§ **Problem**:
Leave out the pictures, and write out exactly the lines from the beginning of the material to the line holding "const isLatin = (run: string): boolean", that line included, and nothing else.

§ **Dataset section**:
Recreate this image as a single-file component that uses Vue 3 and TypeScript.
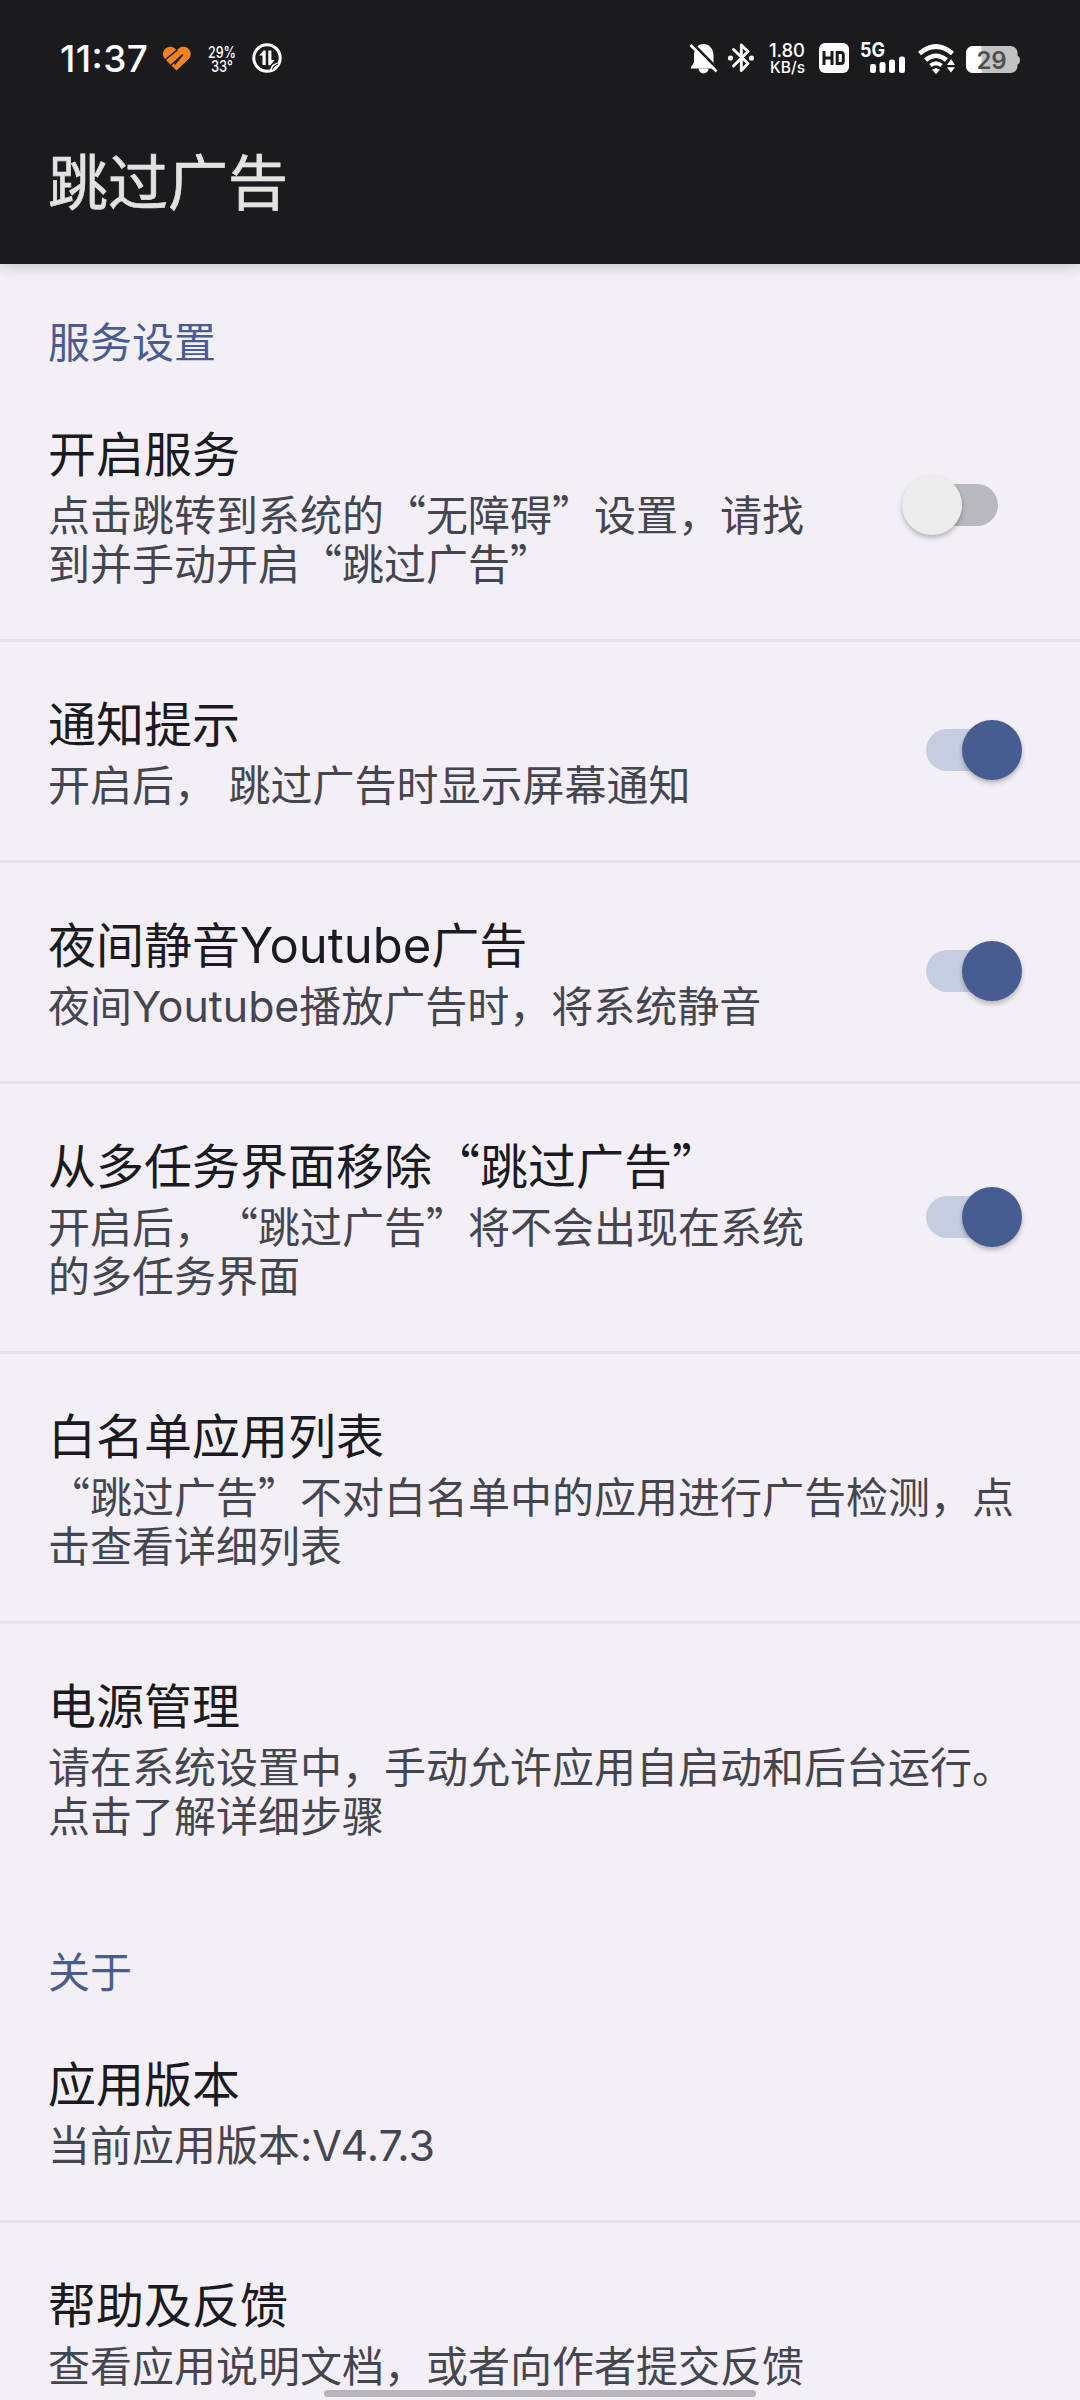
<script setup lang="ts">
import { ref } from 'vue'

interface Preference {
  title: string
  summary: string[]
  enabled?: boolean
}

interface Category {
  label: string
  items: Preference[]
}

const categories = ref<Category[]>([
  {
    label: '服务设置',
    items: [
      {
        title: '开启服务',
        summary: ['点击跳转到系统的“无障碍”设置，请找', '到并手动开启“跳过广告”'],
        enabled: false,
      },
      { title: '通知提示', summary: ['开启后， 跳过广告时显示屏幕通知'], enabled: true },
      {
        title: '夜间静音Youtube广告',
        summary: ['夜间Youtube播放广告时，将系统静音'],
        enabled: true,
      },
      {
        title: '从多任务界面移除“跳过广告”',
        summary: ['开启后，“跳过广告”将不会出现在系统', '的多任务界面'],
        enabled: true,
      },
      {
        title: '白名单应用列表',
        summary: ['“跳过广告”不对白名单中的应用进行广告检测，点', '击查看详细列表'],
      },
      {
        title: '电源管理',
        summary: ['请在系统设置中，手动允许应用自启动和后台运行。', '点击了解详细步骤'],
      },
    ],
  },
  {
    label: '关于',
    items: [
      { title: '应用版本', summary: ['当前应用版本:V4.7.3'] },
      { title: '帮助及反馈', summary: ['查看应用说明文档，或者向作者提交反馈'] },
    ],
  },
])

// Latin runs use a different face from the Chinese text around them.
const runs = (text: string): string[] => text.split(/([A-Za-z0-9.:]+)/).filter(Boolean)
const isLatin = (run: string): boolean => /^[A-Za-z0-9.:]/.test(run)

const toggle = (item: Preference): void => {
  item.enabled = !item.enabled
}
</script>

<template>
  <div class="screen">
    <header class="top">
      <div class="status">
        <div class="status-side">
          <svg width="92" height="40" viewBox="58 38 92 40">
            <text x="60" y="72" font-size="37" font-weight="450" textLength="88">11:37</text>
          </svg>
          <svg class="heart" width="32" height="32" viewBox="161 42 32 32">
            <path d="M176.500 70.500L164.500 58.500A7.200 7.200 0 0 1 174.500 48.300L176.800 50.200L179 48.300A7.300 7.300 0 0 1 189.400 58.300Z" fill="#f5821f" />
            <path d="M165 60L177.300 49.800M170 66L182.800 54.600M182.800 54.600L174.500 64.500" fill="none" stroke="#1b1b1f" stroke-width="1.500" />
          </svg>
          <svg class="temp" width="30" height="34" viewBox="207 42 30 34">
            <text x="208" y="58.500" font-size="16" font-weight="500" textLength="28" lengthAdjust="spacingAndGlyphs">29%</text>
            <text x="211" y="73" font-size="16" font-weight="500" textLength="22" lengthAdjust="spacingAndGlyphs">33°</text>
          </svg>
          <svg class="data" width="32" height="32" viewBox="251 42 32 32">
            <circle cx="267" cy="58" r="13.200" fill="none" stroke="#fff" stroke-width="3" />
            <path d="M259.300 55.500L263.500 50.500H265.700V65H262.500V55.500ZM268.300 50.500H271.400V60H274.600L270.400 65.300H268.300Z" fill="#fff" />
            <path d="M270 71Q270 63 280.500 62Q279 69 270 71Z" fill="#fff" />
            <path d="M272.500 69.500Q273 66 278 64" fill="none" stroke="#1b1b1f" stroke-width="1.200" />
          </svg>
        </div>
        <div class="status-side">
          <svg width="30" height="34" viewBox="689 41 30 34">
            <path d="M694 68V55.500C694 48.500 698 44 703.500 44S713.500 48.500 713.500 55.500V62.500L716 67V68.500H691V67L694 62.500Z" fill="#fff" />
            <path d="M698.500 68.500A5 5 0 0 0 708.500 68.500Z" fill="#fff" />
            <path d="M692.500 43.500L718.500 70" stroke="#1b1b1f" stroke-width="3" />
            <path d="M690.500 45L716.500 71.500" stroke="#fff" stroke-width="2.600" />
          </svg>
          <svg class="bt" width="28" height="34" viewBox="727 41 28 34">
            <path d="M733.500 49.500L748 63.500L741.300 70.500V45L748 51.500L733.500 66" fill="none" stroke="#fff" stroke-width="2.900" stroke-linejoin="round" stroke-linecap="round" />
            <circle cx="730.500" cy="58" r="2.600" fill="#fff" />
            <circle cx="751.500" cy="58" r="2.600" fill="#fff" />
          </svg>
          <svg class="speed" width="38" height="34" viewBox="768 41 38 34">
            <text x="769" y="57" font-size="18.500" font-weight="450" textLength="36">1.80</text>
            <text x="770" y="73" font-size="15.500" font-weight="450" textLength="35">KB/s</text>
          </svg>
          <svg class="hd" width="30" height="34" viewBox="819 41 30 34">
            <rect x="819" y="43" width="30" height="30" rx="6" fill="#fff" />
            <path d="M824 51V65M832 51V65M824 58H832M837.200 52.400H841Q843.300 52.400 843.300 54.700V61.300Q843.300 63.600 841 63.600H837.200Z" fill="none" stroke="#1b1b1f" stroke-width="3" />
          </svg>
          <svg class="signal" width="46" height="34" viewBox="860 41 46 34">
            <text x="860" y="57" font-size="20" font-weight="700" textLength="25" lengthAdjust="spacingAndGlyphs">5G</text>
            <rect x="870" y="64" width="6" height="9" rx="2.300" fill="#fff" />
            <rect x="879.500" y="62" width="6" height="11" rx="2.300" fill="#fff" />
            <rect x="889" y="59.500" width="6" height="13.500" rx="2.300" fill="#fff" />
            <rect x="899" y="56.500" width="6" height="16.500" rx="2.300" fill="#fff" />
          </svg>
          <svg class="wifi" width="40" height="34" viewBox="917 41 40 34">
            <path d="M919.500 53.500Q936 39.500 952.500 53.500M925.500 60Q936 51.500 946.500 60" fill="none" stroke="#fff" stroke-width="4.600" />
            <path d="M930.500 65.500Q936 61 941.500 65.500" fill="none" stroke="#fff" stroke-width="3.800" />
            <path d="M932 69.800Q936 66.500 940 69.800L936 74Z" fill="#fff" />
            <path d="M947 65L951 59L955 65ZM947 67.300H955L951 72.500Z" fill="#fff" stroke="#1b1b1f" stroke-width="2" paint-order="stroke" />
          </svg>
          <svg class="battery" width="56" height="34" viewBox="965 41 56 34">
            <path d="M1016 55.500Q1020 55.500 1020 60T1016 64.500Z" fill="#c2c2c2" />
            <rect x="966" y="46" width="51.500" height="27" rx="7" fill="#c2c2c2" />
            <path d="M973 46H981.500V73H973A7 7 0 0 1 966 66V53A7 7 0 0 1 973 46Z" fill="#fff" />
            <text x="976.500" y="68.500" font-size="24" font-weight="600" textLength="30" class="charge">29</text>
          </svg>
        </div>
      </div>
      <h1 class="app-title">跳过广告</h1>
    </header>

    <main class="content">
      <section v-for="category in categories" :key="category.label" class="category">
        <h2 class="category-label">{{ category.label }}</h2>
        <div v-for="item in category.items" :key="item.title" class="row">
          <div class="texts">
            <div class="title">
              <span v-for="(run, i) in runs(item.title)" :key="i" :class="{ latin: isLatin(run) }">{{ run }}</span>
            </div>
            <div v-for="line in item.summary" :key="line" class="summary">
              <span v-for="(run, i) in runs(line)" :key="i" :class="{ latin: isLatin(run) }">{{ run }}</span>
            </div>
          </div>
          <button
            v-if="item.enabled !== undefined"
            type="button"
            role="switch"
            class="switch"
            :class="{ on: item.enabled }"
            :aria-checked="item.enabled"
            :aria-label="item.title"
            @click="toggle(item)"
          >
            <span class="thumb"></span>
          </button>
        </div>
      </section>
    </main>
    <div class="home-bar"></div>
  </div>
</template>

<style>
body {
  margin: 0;
  background: #f4eff6;
}
</style>

<style scoped>
.screen {
  position: relative;
  width: 1080px;
  height: 2400px;
  overflow: hidden;
  display: flex;
  flex-direction: column;
  background: #f4eff6;
  font-family: 'Noto Sans CJK SC', 'Noto Sans', sans-serif;
  text-spacing-trim: space-all;
}

.top {
  flex: none;
  box-sizing: border-box;
  height: 264px;
  background: #1b1b1f;
  box-shadow: 0 2px 14px rgba(0, 0, 0, 0.2);
  z-index: 1;
}

.status {
  height: 116px;
  padding: 0 59px 0 58px;
  display: flex;
  justify-content: space-between;
  align-items: center;
}

.status-side {
  display: flex;
  align-items: center;
}

.status svg {
  display: block;
  flex: none;
  overflow: visible;
}

.status text {
  font-family: Inter, sans-serif;
  fill: #fff;
}

.status .charge {
  fill: #505050;
}

.heart {
  margin-left: 11px;
}

.temp {
  margin-left: 14px;
}

.data {
  margin-left: 14px;
}

.bt {
  margin-left: 8px;
}

.speed,
.hd {
  margin-left: 13px;
}

.signal,
.wifi {
  margin-left: 11px;
}

.battery {
  margin-left: 8px;
}

.app-title {
  margin: 19px 0 0 48px;
  color: #e3e2e0;
  font-size: 60px;
  font-weight: 400;
  line-height: 88px;
  -webkit-text-stroke: 0.7px #e3e2e0;
}

.content {
  flex: 1;
  min-height: 0;
}

.category-label {
  box-sizing: border-box;
  height: 108px;
  margin: 0;
  padding: 46px 48px 0;
  color: #475d92;
  font-size: 42px;
  font-weight: 400;
  line-height: 60px;
}

.row {
  display: flex;
  justify-content: space-between;
  align-items: center;
  box-sizing: border-box;
  padding: 51px 58px 53px 48px;
  border-bottom: 3px solid #e7e2e9;
}

.row:last-child {
  border-bottom-color: transparent;
}

.texts {
  white-space: pre;
  word-spacing: 3px;
}

.title {
  height: 65px;
  color: #1a1b20;
  font-size: 48px;
  line-height: 56px;
}

.summary {
  height: 49px;
  color: #44464f;
  font-size: 42px;
  line-height: 49px;
}

.latin {
  font-family: Inter, sans-serif;
  font-size: 1.02em;
  line-height: 1;
}

.switch {
  display: flex;
  align-items: center;
  flex: none;
  width: 72px;
  height: 42px;
  margin: 0 24px 0 0;
  padding: 0;
  border: 0;
  border-radius: 21px;
  background: #b9b8be;
}

.thumb {
  flex: none;
  width: 60px;
  height: 60px;
  margin-left: -24px;
  border-radius: 50%;
  background: #ececec;
  box-shadow: 0 3px 5px rgba(0, 0, 0, 0.25);
}

.switch.on {
  background: #c6cde0;
}

.on .thumb {
  margin-left: 36px;
  background: #475d92;
}

.home-bar {
  position: absolute;
  left: 324px;
  top: 2390px;
  width: 432px;
  height: 7px;
  border-radius: 4px;
  background: #b9b4bb;
}
</style>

§ **Exercise output**:
Recreate this image as a single-file component that uses Vue 3 and TypeScript.
<script setup lang="ts">
import { ref } from 'vue'

interface Preference {
  title: string
  summary: string[]
  enabled?: boolean
}

interface Category {
  label: string
  items: Preference[]
}

const categories = ref<Category[]>([
  {
    label: '服务设置',
    items: [
      {
        title: '开启服务',
        summary: ['点击跳转到系统的“无障碍”设置，请找', '到并手动开启“跳过广告”'],
        enabled: false,
      },
      { title: '通知提示', summary: ['开启后， 跳过广告时显示屏幕通知'], enabled: true },
      {
        title: '夜间静音Youtube广告',
        summary: ['夜间Youtube播放广告时，将系统静音'],
        enabled: true,
      },
      {
        title: '从多任务界面移除“跳过广告”',
        summary: ['开启后，“跳过广告”将不会出现在系统', '的多任务界面'],
        enabled: true,
      },
      {
        title: '白名单应用列表',
        summary: ['“跳过广告”不对白名单中的应用进行广告检测，点', '击查看详细列表'],
      },
      {
        title: '电源管理',
        summary: ['请在系统设置中，手动允许应用自启动和后台运行。', '点击了解详细步骤'],
      },
    ],
  },
  {
    label: '关于',
    items: [
      { title: '应用版本', summary: ['当前应用版本:V4.7.3'] },
      { title: '帮助及反馈', summary: ['查看应用说明文档，或者向作者提交反馈'] },
    ],
  },
])

// Latin runs use a different face from the Chinese text around them.
const runs = (text: string): string[] => text.split(/([A-Za-z0-9.:]+)/).filter(Boolean)
const isLatin = (run: string): boolean => /^[A-Za-z0-9.:]/.test(run)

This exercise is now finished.